On my hefty 75 minute commute to work each morning, I usually stimulate my brain by listening to the Opie & Anthony show on XM radio. Today, however, I found myself listening to CNBC’s interview with Warren Buffett.
Becky Quick, along with the rest of the Squawk Box team, threw question after question at Buffett. Though I claim to know a little about the stock market, simply listening to this man speak, you can tell how much of a genius he is when it comes to the economics and Wall Street.
At one point, Buffett brings up how he’d change the tax rate for the rich. His long standing belief is that the rich are under-taxed. In fact, he goes onto say,
…if you take the 400 richest Americans and the 400 people who paid the greatest income tax— the Treasury’s been putting those figures out for 15 years or so.
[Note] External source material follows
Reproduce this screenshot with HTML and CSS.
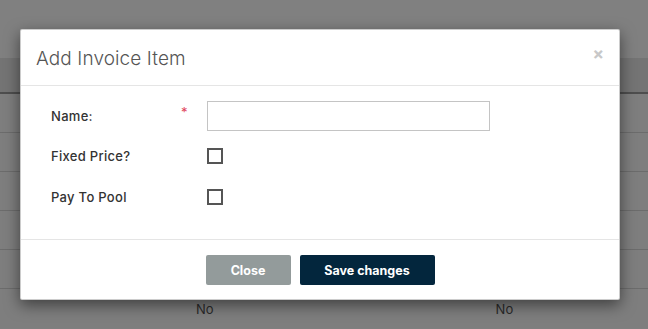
FILE: index.html
```html
<!DOCTYPE html>
<html>
<head>
<meta charset="utf-8">
<link rel="stylesheet" href="styles.css">
</head>
<body>
<div class="page">
  <div class="top"></div>
  <div class="thead"></div>
  <div class="row"></div>
  <div class="row"></div>
  <div class="row"></div>
  <div class="row"></div>
  <div class="row"></div>
  <div class="row last"><span class="cell c1">No</span><span class="cell c2">No</span></div>
</div>
<div class="modal">
  <div class="modal-header">
    <h4 class="modal-title">Add Invoice Item</h4>
    <span class="close-x">×</span>
  </div>
  <div class="modal-body">
    <div class="form-row">
      <label class="lbl">Name:</label>
      <span class="req">*</span>
      <input class="text-input" type="text">
    </div>
    <div class="form-row">
      <label class="lbl">Fixed Price?</label>
      <span class="req"></span>
      <span class="checkbox"></span>
    </div>
    <div class="form-row">
      <label class="lbl">Pay To Pool</label>
      <span class="req"></span>
      <span class="checkbox"></span>
    </div>
  </div>
  <div class="modal-footer">
    <button class="btn btn-close">Close</button>
    <button class="btn btn-save">Save changes</button>
  </div>
</div>
</body>
</html>
```
FILE: styles.css
```css
* { box-sizing: border-box; }
html, body { margin: 0; padding: 0; }
body {
  width: 648px;
  height: 329px;
  overflow: hidden;
  background: #7f7f7f;
  font-family: "Inter", "Open Sans", sans-serif;
  position: relative;
}
.page { display: flex; flex-direction: column; }
.top { height: 58px; background: #808080; }
.thead { height: 36px; background: #747474; border-bottom: 2px solid #4e4e4e; }
.row { height: 39px; border-bottom: 1px solid #6c6c6c; background: #7e7e7e; }
.row.last { border-bottom: none; position: relative; display: flex; align-items: flex-start; }
.cell { color: #2a2a2a; font-size: 13px; font-family: "Inter", sans-serif; }
.c1 { margin-left: 196px; margin-top: 12px; }
.c2 { margin-left: 282px; margin-top: 12px; }

.modal {
  position: absolute;
  left: 20px;
  top: 29px;
  width: 600px;
  height: 271px;
  background: #fff;
  border: 1px solid rgba(0,0,0,0.2);
  border-radius: 2px;
  box-shadow: 0 5px 15px rgba(0,0,0,0.5);
  display: flex;
  flex-direction: column;
}
.modal-header {
  height: 56px;
  border-bottom: 1px solid #e5e5e5;
  display: flex;
  align-items: center;
  justify-content: space-between;
  padding: 1px 15px 0 15px;
}
.modal-title {
  margin: 0;
  font-weight: 300;
  font-size: 19px;
  color: #555;
  letter-spacing: 0.1px;
}
.close-x {
  color: #c8c8c8;
  font-size: 17px;
  font-weight: 700;
  line-height: 1;
  margin-top: -8px;
  margin-right: 0;
}
.modal-body {
  height: 154px;
  padding: 15px 0 0 30px;
  display: flex;
  flex-direction: column;
  border-bottom: 1px solid #e5e5e5;
}
.form-row {
  display: flex;
  align-items: center;
  height: 30px;
  margin-bottom: 10px;
}
.form-row + .form-row { height: 30px; margin-bottom: 11px; }
.lbl {
  width: 132px;
  font-size: 13px;
  font-weight: 500;
  color: #333;
  letter-spacing: 0.3px;
}
.req {
  width: 24px;
  color: #e0445c;
  font-size: 13px;
  align-self: flex-start;
  margin-top: 3px;
  margin-left: -2px;
  margin-right: 2px;
}
.text-input {
  width: 283px;
  height: 30px;
  border: 1px solid #c4c4c4;
  border-radius: 0;
  padding: 0;
  margin: 0;
}
.checkbox {
  width: 16px;
  height: 16px;
  border: 2px solid #555;
  display: block;
  margin-top: -1px;
}
.modal-footer {
  flex: 1;
  display: flex;
  justify-content: center;
  align-items: flex-start;
  padding-top: 15px;
  gap: 9px;
}
.btn {
  height: 30px;
  border: none;
  border-radius: 2px;
  color: #fff;
  font-family: "Inter", sans-serif;
  font-weight: 700;
  font-size: 12.5px;
  padding: 0;
}
.btn-close { width: 85px; background: #939b9b; }
.btn-save { width: 135px; background: #03263d; }
```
If you go back 15 years, the average income of the 400 top people— the 400 top people’s around 45 million. They paid about 27 percent. Now it grew, the most recent figures, to 350 million. That is incredible. And that’s nothing like’s happened to the rest of the world. The tax then was 16.6. So while they’ve gotten ungodly richer, the rate has come down 11 points. Now, that is a big tilt in the world. And I would go after the very rich.
I think he is exactly right. By keeping the tax rate so low for the rich, America is truly beginning to divide itself into the haves and have nots.
The quote above is around the 3:30 mark.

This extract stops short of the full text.